In April, the Marine Corps said it would discharge a sergeant who criticized President Barack Obama on his Facebook page — including allegedly putting the president’s face on a poster for the movie “Jackass.” And last fall, the National Labor Relations Board ruled that a New York nonprofit illegally fired five workers who criticized a colleague on the site.

The board, a federal agency that brings labor-related complaints on behalf of workers, said it had seen the number of cases involving social media skyrocket from zero to more than 100 over five years.

Carter’s troubles began in the summer of 2009, when longtime Hampton Sheriff B.J. Roberts was running for reelection, according to the lawsuit, filed in federal court in Newport News, Va. in March 2011. Roberts learned that some of his employees, including Carter, were actively supporting another high-ranking Sheriff’s Office official, Jim Adams, in the election.

Carter liked Adams’s election page on Facebook, according to court records.
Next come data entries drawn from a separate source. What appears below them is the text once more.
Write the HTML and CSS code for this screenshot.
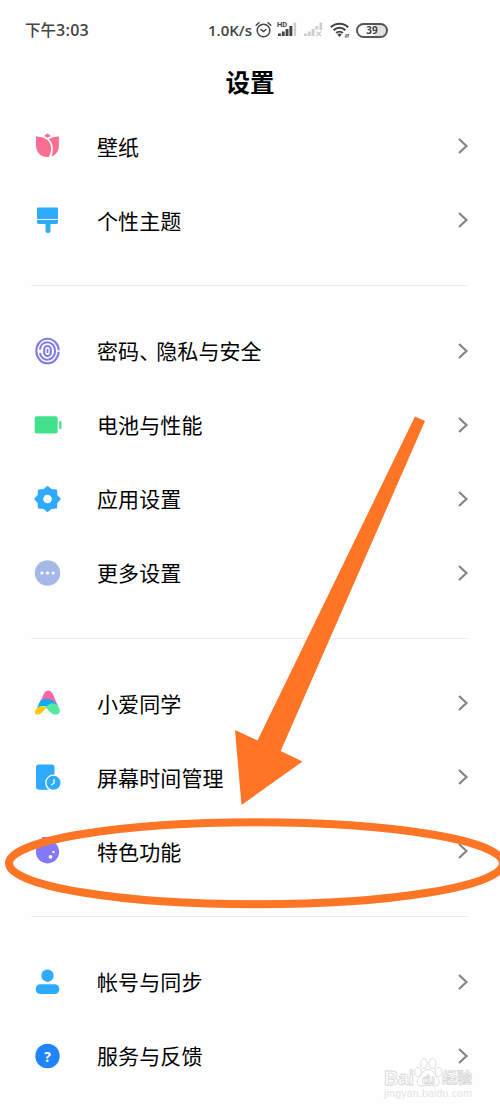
FILE: index.html
```html
<!DOCTYPE html>
<html lang="zh-CN">
<head>
  <meta charset="UTF-8" />
  <meta name="viewport" content="width=device-width, initial-scale=1.0" />
  <title>设置</title>
  <link rel="stylesheet" href="styles.css">
</head>
<body>

  <div class="status-bar">
    <div class="time">下午<span class="digits">3:03</span></div>
    <div class="status-right">
      <span class="speed">1.0K/s</span>
      <svg class="alarm" width="17" height="18" viewBox="0 0 17 18" fill="none" stroke="#444" stroke-width="1.5" stroke-linecap="round">
        <circle cx="8.5" cy="9.5" r="6.3" />
        <path d="M1.2 4.2 4 1.8M15.8 4.2 13 1.8M6 8.5l2.5 2 2.5-2" />
      </svg>
      <svg class="signal" width="20" height="16" viewBox="0 0 20 16">
        <text class="hd" x="0" y="6">HD</text>
        <path fill="#444" d="M1 12.500h2.900V15H1zM4.800 10.500h2.900V15H4.800zM8.600 8h2.900v7H8.600zM12.400 5h2.900v10h-2.900z" />
        <path fill="#ccc" d="M16.700 1.500h2.400V15h-2.400z" />
      </svg>
      <svg class="signal-off" width="20" height="16" viewBox="0 0 20 16">
        <path fill="#ccc" d="M1 12.500h2.900V15H1zM4.800 10.500h2.900V15H4.800zM8.600 8h2.900v7H8.600zM12.400 5h2.900v3.500h-2.900zM16.500 1.500h2.600V9h-2.600z" />
        <path stroke="#ccc" stroke-width="1.500" d="m13.500 10.500 4.500 4.500m0-4.500-4.500 4.500" />
      </svg>
      <svg class="wifi" width="20" height="16" viewBox="0 0 20 16" fill="none" stroke="#444" stroke-width="2.1">
        <path d="M.8 5.300a12.500 12.500 0 0 1 17.400 0M3.600 8.200a8.500 8.500 0 0 1 11.800 0M6.200 11a4.800 4.800 0 0 1 6.600 0" />
        <path fill="#444" stroke="none" d="M7.300 12.500a3.200 3.200 0 0 1 4.400 0l-2.200 2.400z" />
        <path stroke-width="1" d="M16 12v3.500m-1-1 1 1M18 15.500V12m1 1-1-1" />
      </svg>
      <span class="battery">39</span>
    </div>
  </div>

  <h1 class="title">设置</h1>

  <div class="settings">
    <div class="row">
      <svg class="icon" viewBox="0 0 28 28" fill="#fc6e8f">
        <path d="M14 1.400c1.200.6 2.300 1.500 3.200 2.600L14 5.700 10.800 4c.9-1.100 2-2 3.200-2.600z" />
        <path d="M2.500 4.500c4 0 7.800 1 10.700 3.100 3.500 2.500 4.800 6.400 4.300 10.400-.3 2.400-.9 4.700-2 6.900-7.700.5-13-3.900-13-11.900z" />
        <path d="M15.200 7.100c2.800-1.700 6.200-2.600 10.200-2.600V13c0 6.200-3 10-7.600 11.400 1.200-2.800 1.700-5.700 1.500-8.600-.2-3.500-1.500-6.500-4.100-8.700z" />
      </svg>
      <span class="label">壁纸</span>
      <svg class="arrow" viewBox="0 0 12 18"><path d="m2 2 7.500 7L2 16" /></svg>
    </div>
    <div class="row">
      <svg class="icon" viewBox="0 0 28 28" fill="#2eaaff">
        <path d="M4.500 1.500h19q1 0 1 1V13h-21V2.500q0-1 1-1z" />
        <path d="M3.500 14h21v2.300q0 1.700-1.700 1.700H17v6.500a2.500 2.500 0 0 1-5 0V18H5.200q-1.700 0-1.700-1.700z" />
      </svg>
      <span class="label">个性主题</span>
      <svg class="arrow" viewBox="0 0 12 18"><path d="m2 2 7.500 7L2 16" /></svg>
    </div>

    <div class="divider"></div>

    <div class="row">
      <svg class="icon" viewBox="0 0 28 28" fill="none" stroke="#817be5" stroke-width="2.1">
        <ellipse cx="14" cy="14" rx="11.200" ry="12.300" />
        <path d="M6.400 12.500C7 8.300 10 5.300 14 5.300s7.600 3.500 7.600 8.700-3.600 8.700-7.600 8.700-7-3-7.500-6.700" />
        <rect x="10.700" y="9" width="6.600" height="10" rx="3.300" />
        <path d="M14 12v4" stroke-width="1.800" />
        <path d="M23 14h4" stroke="#fefefe" stroke-width="1.500" />
      </svg>
      <span class="label">密码<span class="comma">、</span>隐私与安全</span>
      <svg class="arrow" viewBox="0 0 12 18"><path d="m2 2 7.500 7L2 16" /></svg>
    </div>
    <div class="row">
      <svg class="icon" viewBox="0 0 28 28" fill="#43e18b">
        <rect x="1.200" y="5.300" width="23" height="17.200" rx="2" />
        <rect x="25.700" y="10" width="2.300" height="8" rx="1" />
      </svg>
      <span class="label">电池与性能</span>
      <svg class="arrow" viewBox="0 0 12 18"><path d="m2 2 7.500 7L2 16" /></svg>
    </div>
    <div class="row">
      <svg class="icon" viewBox="0 0 28 28">
        <path fill="#2eaaff" stroke="#2eaaff" stroke-width="2" stroke-linejoin="round" d="m14 1.900 3.500 3.200 5.100.3.300 5.100 3.200 3.500-3.200 3.500-.3 5.100-5.100.3-3.500 3.200-3.500-3.200-5.100-.3-.3-5.100L1.900 14l3.200-3.500.3-5.100 5.100-.3z" />
        <circle cx="14" cy="14" r="4.300" fill="#fff" />
      </svg>
      <span class="label">应用设置</span>
      <svg class="arrow" viewBox="0 0 12 18"><path d="m2 2 7.500 7L2 16" /></svg>
    </div>
    <div class="row">
      <svg class="icon" viewBox="0 0 28 28" fill="#fff">
        <circle cx="14" cy="14" r="12.700" fill="#a5b9e8" />
        <circle cx="8.400" cy="14" r="1.600" />
        <circle cx="14" cy="14" r="1.600" />
        <circle cx="19.600" cy="14" r="1.600" />
      </svg>
      <span class="label">更多设置</span>
      <svg class="arrow" viewBox="0 0 12 18"><path d="m2 2 7.500 7L2 16" /></svg>
    </div>

    <div class="divider"></div>

    <div class="row">
      <svg class="icon" viewBox="0 0 28 28">
        <path fill="#fb68a8" d="M7 12.500 10.200 5q1.600-3.500 4.500-3.500T19.400 5l4.600 11c-4-2-8-5-17-3.500z" />
        <path fill="#16aaf2" d="M3.300 19 7 11.600c2.400-2 5.500-2.300 8.500-1.400 4.500 1.200 7.300 3.400 9 6.800-4-1-7.500-.8-10 1.500-3-2-7.500-1.700-11.200.5z" />
        <path fill="#fcc90c" d="M1.700 22.200q1.800-4.500 5.200-4.900c2.500-.4 4.400 0 6.300 1.100-1.800 1.500-3.600 4.500-5.900 6-3.300 2.200-7 .9-5.600-2.200z" />
        <path fill="#55e9a0" d="M12 18.400c2.200-2.700 5.200-4.500 8.500-4 2.700.5 4.200 2.400 5.400 5.200 1.700 4-.8 6-4 6-4.400 0-6.900-5.200-9.900-7.200z" />
      </svg>
      <span class="label">小爱同学</span>
      <svg class="arrow" viewBox="0 0 12 18"><path d="m2 2 7.500 7L2 16" /></svg>
    </div>
    <div class="row">
      <svg class="icon" viewBox="0 0 28 28">
        <rect x="2.500" y="1.500" width="18.500" height="25.200" rx="3" fill="#2eaaff" />
        <circle cx="20" cy="19.800" r="7.700" fill="#2eaaff" stroke="#fff" stroke-width="1.300" />
        <path d="M20.500 16v4.200l-2.700 1.800" fill="none" stroke="#fff" stroke-width="1.300" />
      </svg>
      <span class="label">屏幕时间管理</span>
      <svg class="arrow" viewBox="0 0 12 18"><path d="m2 2 7.500 7L2 16" /></svg>
    </div>
    <div class="row">
      <svg class="icon" viewBox="0 0 28 28">
        <path fill="#8278f8" d="M8.500 0h11v4.600a11.600 11.600 0 1 1-11 0z" />
        <circle cx="17" cy="19.800" r="1.900" fill="#fff" />
        <circle cx="20" cy="15" r="1.200" fill="#fff" />
      </svg>
      <span class="label">特色功能</span>
      <svg class="arrow" viewBox="0 0 12 18"><path d="m2 2 7.500 7L2 16" /></svg>
    </div>

    <div class="divider"></div>

    <div class="row">
      <svg class="icon" viewBox="0 0 28 28" fill="#2eaaff">
        <circle cx="14" cy="7.700" r="6.200" />
        <rect x="2.300" y="16.300" width="23.400" height="9.700" rx="4.400" />
      </svg>
      <span class="label">帐号与同步</span>
      <svg class="arrow" viewBox="0 0 12 18"><path d="m2 2 7.500 7L2 16" /></svg>
    </div>
    <div class="row">
      <svg class="icon" viewBox="0 0 28 28">
        <circle cx="14" cy="14" r="12.200" fill="#2083ff" />
        <text class="question" x="14" y="19.500" text-anchor="middle">?</text>
      </svg>
      <span class="label">服务与反馈</span>
      <svg class="arrow" viewBox="0 0 12 18"><path d="m2 2 7.500 7L2 16" /></svg>
    </div>
  </div>

  <!-- watermark -->
  <svg class="watermark" width="94" height="48" viewBox="0 0 94 48">
    <g class="paw">
      <ellipse cx="37" cy="17" rx="3.300" ry="4.500" />
      <ellipse cx="43" cy="8.500" rx="3.300" ry="4.800" />
      <ellipse cx="51.500" cy="8.500" rx="3.300" ry="4.800" />
      <ellipse cx="57.500" cy="17" rx="3.300" ry="4.500" />
      <path d="M47.200 14.500c5 0 6 4.500 9 8 4 4.500 1.500 9-3 8.500-4-.8-8-.8-12 0-4.500.5-7-4-3-8.500 3-3.500 4-8 9-8z" />
    </g>
    <text class="brand" x="3" y="30" textLength="30">Bai</text>
    <text class="brand du" x="41" y="28.500" textLength="13">du</text>
    <text class="brand cn" x="61" y="28" textLength="30">经验</text>
    <text class="site" x="3" y="42" textLength="88">jingyan.baidu.com</text>
  </svg>

  <!-- pointer and circle over the list -->
  <svg class="marks" width="500" height="1111" viewBox="0 0 500 1111">
    <path fill="#ff7526" d="M415 416.500 425 421 280.700 751 302.500 761.500 241.500 805 235 730 257.500 740.500z" />
    <ellipse cx="256" cy="863.300" rx="247" ry="41" fill="none" stroke="#ff7526" stroke-width="8" />
  </svg>

</body>
</html>
```

FILE: styles.css
```css
* {
  box-sizing: border-box;
}

body {
  margin: 0;
  position: relative;
  height: 1111px;
  overflow: hidden;
  font-family: "Noto Sans CJK SC", sans-serif;
  background: #fefefe;
  color: #000;
}

.status-bar {
  display: flex;
  justify-content: space-between;
  align-items: center;
  height: 60px;
  padding: 0 112px 0 25px;
  color: #444;
}

.time {
  font-size: 15.5px;
  font-weight: 500;
  line-height: 24px;
  padding-bottom: 2px;
}

.digits {
  font-family: "Open Sans", sans-serif;
  font-size: 16px;
  font-weight: 600;
  letter-spacing: 0.3px;
}

.status-right {
  display: flex;
  align-items: center;
}

.speed {
  font-family: "Open Sans", sans-serif;
  font-size: 15px;
  font-weight: 600;
  line-height: 24px;
  margin-right: 3px;
  padding-bottom: 1px;
}

.alarm {
  margin-bottom: 1px;
}

.signal {
  margin: 0 0 2px 5px;
}

.hd {
  font: bold 7.5px Roboto, sans-serif;
  fill: #444;
}

.signal-off {
  margin: 0 0 2px 6px;
}

.wifi {
  margin-left: 7px;
}

.battery {
  width: 32px;
  height: 15px;
  margin-left: 6px;
  border: 2px solid #555;
  border-radius: 8px;
  background: linear-gradient(90deg, #fefefe 60%, #e2e2e2 60%);
  font: bold 10px/11px "Open Sans", sans-serif;
  text-align: center;
}

.title {
  height: 49px;
  margin: 0;
  font-size: 24.5px;
  font-weight: 700;
  line-height: 43px;
  text-align: center;
}

.row {
  display: flex;
  align-items: center;
  height: 74px;
  padding: 0 31px 0 33px;
}

.icon {
  width: 29px;
  height: 28px;
}

.label {
  flex: 1;
  margin-left: 35px;
  padding-bottom: 1px;
  font-size: 21px;
  letter-spacing: 0.1px;
  line-height: 30px;
}

.comma {
  letter-spacing: -4px;
}

.arrow {
  width: 12px;
  height: 18px;
  fill: none;
  stroke: #858585;
  stroke-width: 2.2;
}

.divider {
  height: 1px;
  margin: 28px 32px 27.5px 31px;
  background: #ececec;
}

.question {
  font: bold 14px "Open Sans", sans-serif;
  fill: #fff;
}

.watermark {
  position: absolute;
  left: 381px;
  top: 1055px;
}

.paw {
  fill: #fefefe;
  stroke: #dedede;
}

.brand {
  font: bold 20px "Liberation Sans", sans-serif;
  fill: #fefefe;
  stroke: #d6d6d6;
  stroke-width: 0.8;
}

.du {
  font-size: 13px;
}

.cn {
  font: bold 15px/1 "Noto Sans CJK SC", sans-serif;
}

.site {
  font: 10.5px "Liberation Sans", sans-serif;
  fill: #e2e2e2;
}

.marks {
  position: absolute;
  left: 0;
  top: 0;
}
```
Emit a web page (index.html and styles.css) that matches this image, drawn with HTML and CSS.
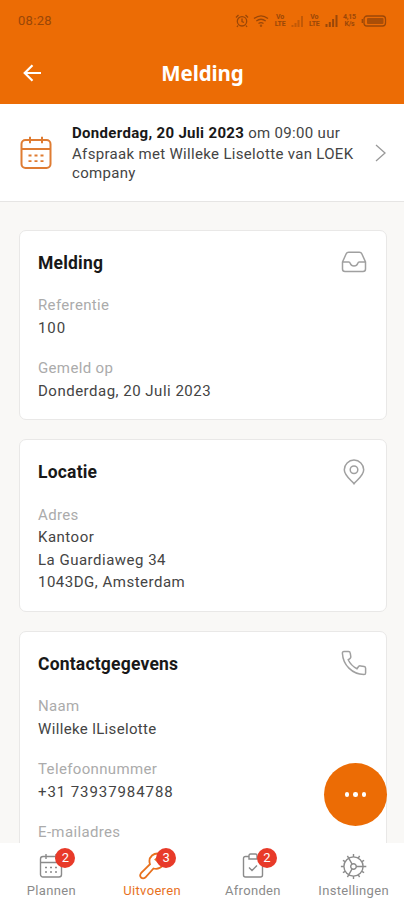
FILE: index.html
```
<!DOCTYPE html>
<html lang="nl">
<head>
<meta charset="utf-8">
<meta name="viewport" content="width=device-width, initial-scale=1">
<title>Melding</title>
<link rel="stylesheet" href="styles.css">
</head>
<body>
<div class="app">
  <header class="top">
    <div class="status">
      <span class="clock">08:28</span>
      <div class="indicators">
        <svg width="14" height="14" viewBox="0 0 14 14"><circle cx="7" cy="7.3" r="4.7"/><path d="M7 4.500v3l2 1M1 3.500 3.500 1M13 3.500 10.500 1M3 11.500 2 13M11 11.500 12 13"/></svg>
        <svg width="16" height="14" viewBox="0 0 16 14"><path d="M1 4.500Q8-.8 15 4.500M3.300 7Q8 3.500 12.700 7M5.500 9.500Q8 7.600 10.500 9.500"/><circle class="solid" cx="8" cy="11.800" r="1.200"/></svg>
        <span class="lte">Vo<br>LTE</span>
        <svg class="dim" width="13" height="12" viewBox="0 0 13 12"><path class="bars" d="M1.500 12V10M4.500 12V8M7.500 12V5M11 12V1"/></svg>
        <span class="lte">Vo<br>LTE</span>
        <svg width="13" height="12" viewBox="0 0 13 12"><path class="bars" d="M1.500 12V9M4.800 12V7M8.100 12V4M11.500 12V0"/></svg>
        <span class="lte rate">4,15<br>K/s</span>
        <svg width="26" height="12" viewBox="0 0 26 12"><rect x="3" y="1" width="21.500" height="10" rx="3"/><path d="M1.300 4v4"/><rect class="solid" x="6" y="3" width="16.500" height="6" rx="1"/></svg>
      </div>
    </div>
    <div class="bar">
      <svg class="back" width="20" height="18" viewBox="0 0 20 18"><path d="M18 9H2M9.500 1.200 1.700 9l7.800 7.800"/></svg>
      <h1>Melding</h1>
    </div>
  </header>

  <section class="appointment">
    <svg class="calendar" width="32" height="34" viewBox="0 0 32 34"><rect x="1.500" y="4" width="29" height="28" rx="4"/><path d="M1.500 13h29M10 .8v6.400M22 .8v6.400"/><path class="dots" d="M8.500 19.500h3M14.500 19.500h3M20.500 19.500h3M8.500 25.200h3M14.500 25.200h3M20.500 25.200h3"/></svg>
    <div class="summary">
      <div class="when"><b>Donderdag, 20 Juli 2023</b> <span>om 09:00 uur</span></div>
      <div class="with">Afspraak met Willeke Liselotte van LOEK</div>
      <div class="company">company</div>
    </div>
    <svg class="chevron" width="11" height="18" viewBox="0 0 11 18"><path d="m1 1 9 8-9 8"/></svg>
  </section>

  <main class="content">
    <article class="card">
      <div class="head"><h2>Melding</h2>
        <svg class="icon" width="26" height="22" viewBox="0 0 26 22"><path d="M1.500 11 5.200 2.800Q5.900 1.200 7.600 1.200h10.800q1.700 0 2.400 1.600L24.500 11v7q0 2.500-2.500 2.500H4q-2.500 0-2.500-2.500zM1.500 11h6.300q1 0 1.500 1.500.8 2.500 3.700 2.500t3.700-2.500q.5-1.500 1.500-1.500h6.300"/></svg>
      </div>
      <dl><dt>Referentie</dt><dd class="digits">100</dd></dl>
      <dl><dt>Gemeld op</dt><dd>Donderdag, 20 Juli 2023</dd></dl>
    </article>
    <article class="card">
      <div class="head"><h2>Locatie</h2>
        <svg class="icon pin" width="22" height="26" viewBox="0 0 22 26"><path d="M11 24.700C9 21.800 1.300 17 1.300 10.800a9.700 9.700 0 0 1 19.400 0C20.700 17 13 21.800 11 24.700z"/><circle cx="11" cy="10.800" r="3.800"/></svg>
      </div>
      <dl><dt>Adres</dt><dd>Kantoor</dd><dd>La Guardiaweg 34</dd><dd>1043DG, Amsterdam</dd></dl>
    </article>
    <article class="card">
      <div class="head"><h2>Contactgegevens</h2>
        <svg class="icon" width="26" height="26" viewBox="0 0 26 26"><path d="M3 1.500H7.500Q9 1.500 9.200 2.900L9.800 6.500Q10 7.800 8.900 8.600L7.200 9.800Q10 15.800 16 18.700L17.400 16.700Q18.200 15.700 19.500 15.900L23.200 16.500Q24.600 16.800 24.600 18.200V23Q24.600 24.600 23 24.600C11 24 2 15 1.400 3.200Q1.300 1.500 3 1.500z"/></svg>
      </div>
      <dl><dt>Naam</dt><dd class="name">Willeke lLiselotte</dd></dl>
      <dl><dt>Telefoonnummer</dt><dd class="digits">+31 73937984788</dd></dl>
      <dl><dt>E-mailadres</dt></dl>
    </article>
  </main>

  <button class="fab" aria-label="Meer"><i></i><i></i><i></i></button>

  <nav class="tabs">
    <a class="tab"><span class="glyph"><svg width="24" height="26" viewBox="0 0 24 26"><rect x="1.500" y="3.500" width="21" height="20.500" rx="2.500"/><path d="M1.500 9.500h21M7 1v5M17 1v5"/><path class="dots" d="M6 14.500h2M11 14.500h2M16 14.500h2M6 19h2M11 19h2M16 19h2"/></svg><em>2</em></span><span>Plannen</span></a>
    <a class="tab active"><span class="glyph"><svg width="26" height="28" viewBox="0 0 26 28"><path d="M22.500 2.300Q17 .3 13 3.500 9.200 7 11 12.200L2 21.200Q.3 23.500 2 25.500 4 27.300 6.300 25.500L14.500 16.500Q20 18 23.500 13.500 25.500 10 24.500 6.500L20 10.500 16.500 7.500z"/></svg><em>3</em></span><span>Uitvoeren</span></a>
    <a class="tab"><span class="glyph"><svg width="22" height="26" viewBox="0 0 22 26"><path d="M7 3.500H3.500Q1.500 3.500 1.500 5.500V22q0 2 2 2h15q2 0 2-2V5.500q0-2-2-2H15M7 2.500q0-1.500 1.500-1.500h5Q15 1 15 2.500V6H7zM7 14.500l3 3 5-5"/></svg><em>2</em></span><span>Afronden</span></a>
    <a class="tab"><span class="glyph"><svg width="27" height="27" viewBox="-13.500 -13.500 27 27"><circle r="9.600"/><circle r="2.800"/><path d="M2.800 0h10M-1.400-2.400-4.800-8.300M-1.400 2.400-4.800 8.300"/><path d="M0-9.600V-12.600M0 9.600V12.600M-9.600 0H-12.600M4.800-8.300l1.300-2.300M8.300-4.800l2.300-1.300M8.300 4.800l2.300 1.300M4.800 8.300l1.300 2.300M-4.800 8.300l-1.300 2.300M-8.300 4.800l-2.300 1.300M-8.300-4.800l-2.300-1.300M-4.800-8.300l-1.300-2.300"/></svg></span><span>Instellingen</span></a>
  </nav>
</div>
</body>
</html>
```
FILE: styles.css
```
* { box-sizing: border-box; }
body, h1, h2, dl, dd { margin: 0; }
body { font-family: Roboto, sans-serif; background: #f9f8f6; color: #444; }
svg { fill: none; stroke: currentColor; flex: none; display: block; }
.app { position: relative; height: 900px; overflow: hidden; display: flex; flex-direction: column; }

.top { height: 104px; flex: none; background: #ec6c05; color: #fff; }
.status { height: 42px; padding: 0 17px 0 18px; display: flex; align-items: center; justify-content: space-between; color: #9a4708; }
.clock { font-size: 13px; line-height: 18px; letter-spacing: .3px; }
.indicators { display: flex; align-items: center; gap: 4.600px; height: 18px; }
.indicators svg { stroke-width: 1.300; }
.indicators .bars { stroke-width: 2; }
.indicators .solid { fill: currentColor; stroke: none; opacity: .8; }
.indicators .dim { opacity: .5; }
.lte { font-weight: bold; font-size: 7px; line-height: 7px; width: 12px; text-align: center; letter-spacing: -.2px; }
.rate { width: 14px; }
.bar { display: flex; align-items: center; height: 62px; padding: 0 0 0 23px; }
.back { stroke-width: 2.200; }
.bar h1 { flex: 1; padding-right: 42px; text-align: center; font: bold 20.500px/30px "Noto Sans", sans-serif; letter-spacing: -.1px; }

.appointment { height: 98px; flex: none; background: #fff; border-bottom: 1px solid #e6e5e4; display: flex; align-items: center; padding: 0 18px 0 20px; }
.calendar { stroke: #df7c32; stroke-width: 2; }
.calendar .dots { stroke-width: 1.800; }
.summary { flex: 1; padding: 0 0 1px 20px; font-size: 15px; line-height: 20px; letter-spacing: .32px; white-space: nowrap; }
.when { line-height: 22px; }
.when b { color: #181818; }
.with { line-height: 20px; }
.company { line-height: 18px; }
.chevron { stroke: #999; stroke-width: 1.300; }

.content { flex: 1; min-height: 0; overflow: hidden; padding: 27.500px 17.500px 0 18.500px; display: flex; flex-direction: column; gap: 19px; }
.card { flex: none; background: #fff; border: 1px solid #e9e8e7; border-radius: 7px; padding: 17px 18.500px; }
.head { display: flex; justify-content: space-between; align-items: flex-start; height: 30px; margin-bottom: 16.500px; }
.head h2 { font-weight: bold; font-size: 17.500px; line-height: 31px; letter-spacing: .2px; color: #181818; }
.icon { stroke: #a0a0a0; stroke-width: 1.500; align-self: center; margin-bottom: 1px; }
.pin { margin-right: 2px; }
dl + dl { margin-top: 18px; }
dt, dd { font-size: 15px; line-height: 22.500px; letter-spacing: .5px; white-space: nowrap; }
dt { color: #ababab; letter-spacing: .35px; }
.name { letter-spacing: .35px; }
.digits { letter-spacing: .92px; }

.fab { position: absolute; left: 324px; top: 763px; width: 63px; height: 63px; border: 0; border-radius: 50%; background: #ec6c05; display: flex; align-items: center; justify-content: center; gap: 4px; padding: 0; }
.fab i { width: 4.500px; height: 4.500px; border-radius: 50%; background: #fff; }

.tabs { flex: none; height: 57px; background: #fff; display: grid; grid-template-columns: repeat(4, 1fr); padding-left: 1px; }
.tab { display: flex; flex-direction: column; align-items: center; font-size: 13px; line-height: 20px; letter-spacing: .33px; color: #8b8b8b; padding-top: 8px; white-space: nowrap; }
.tab.active { color: #e8711e; }
.glyph { position: relative; height: 30px; display: flex; align-items: center; }
.glyph svg { stroke-width: 1.400; }
.active svg { stroke-width: 1.800; }
.glyph em { position: absolute; left: 50%; top: -3px; margin-left: 4px; width: 20px; height: 20px; border-radius: 50%; background: #e83a29; color: #fff; font-style: normal; font-size: 13px; line-height: 20px; letter-spacing: 0; text-align: center; }
```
When Roberts learned of the campaigning on the site, he became “incensed” and called a meeting of employees, according to the lawsuit. He allegedly told them that he would be sheriff for “as long as I want it.”

After the meeting, the lawsuit says, Roberts approached Carter and told him: “You made your bed, now you’re going to lie in it — after the election you’re gone.”

About a month after Roberts was reelected, Carter and five other employees who supported Adams or did not actively campaign for Roberts were fired, according to the lawsuit. The other employees are also parties in the lawsuit. Carter and his attorneys did not return calls for comment.

In filings in response to the suit, Roberts’s attorney disputes Carter’s version of events and says the firings were not politically motivated. The attorney did not return a call for comment, and Roberts could not be reached.

“All employment decisions involving plaintiffs were constitutional, lawful, not the result of any improper purpose or motive, and not in retaliation for political expression,” the sheriff’s attorney wrote in the filings.

Roberts said that some of the fired deputies had unsatisfactory work performance and that the campaigning had disrupted the workplace.

U.S. District Judge Raymond A. Jackson issued a summary judgement against Carter and the other plaintiffs in January. In his explanation of the ruling on Carter’s claims, he dismissed the argument that a Facebook like is constitutionally protected speech.

“Merely ‘liking’ a Facebook page is insufficient speech to merit constitutional protection,” Jackson wrote. “In cases where courts have found that constitutional protections extended to Facebook posts, actual statements existed within the record.”

Facebook took issue with the decision, saying in its filings that likes are the “21st-century equivalent of a front-yard campaign sign.” (Washington Post Co. chairman and chief executive Donald E. Graham is a member of Facebook’s board of directors.)

Jackson’s decision has also drawn criticism from some legal experts. Eugene Volokh, a law professor at the University of California at Los Angeles, said firing government employees for speaking out about matters of public concern is generally unconstitutional.

He said there are some exceptions, such as when a high-ranking employee’s political affiliations are relevant to the job, or if the speech greatly disrupts the workplace or diminishes public confidence in the government agency.

In the Sheriff’s Office case, Volokh said, Jackson upset a precedent with deep roots in U.S. law.

“The judge’s rationale that a like on Facebook is insufficient speech is not right,” Volokh said. “The First Amendment protects very brief statements as much as very long ones. It even protects symbolic speech, like burning a flag.”

Volokh, like the ACLU, says liking is similar to putting a bumper sticker on a car, so it should be protected. He said he thinks the 4th Circuit will probably overturn the district judge’s ruling — but if it does not, it would be a significant moment.

“If the 4th Circuit agrees with the judge — that liking is not protected speech — that would suggest an overturning of precedents,” Volokh said. “It would be interesting to see what the Supreme Court would do with that decision.”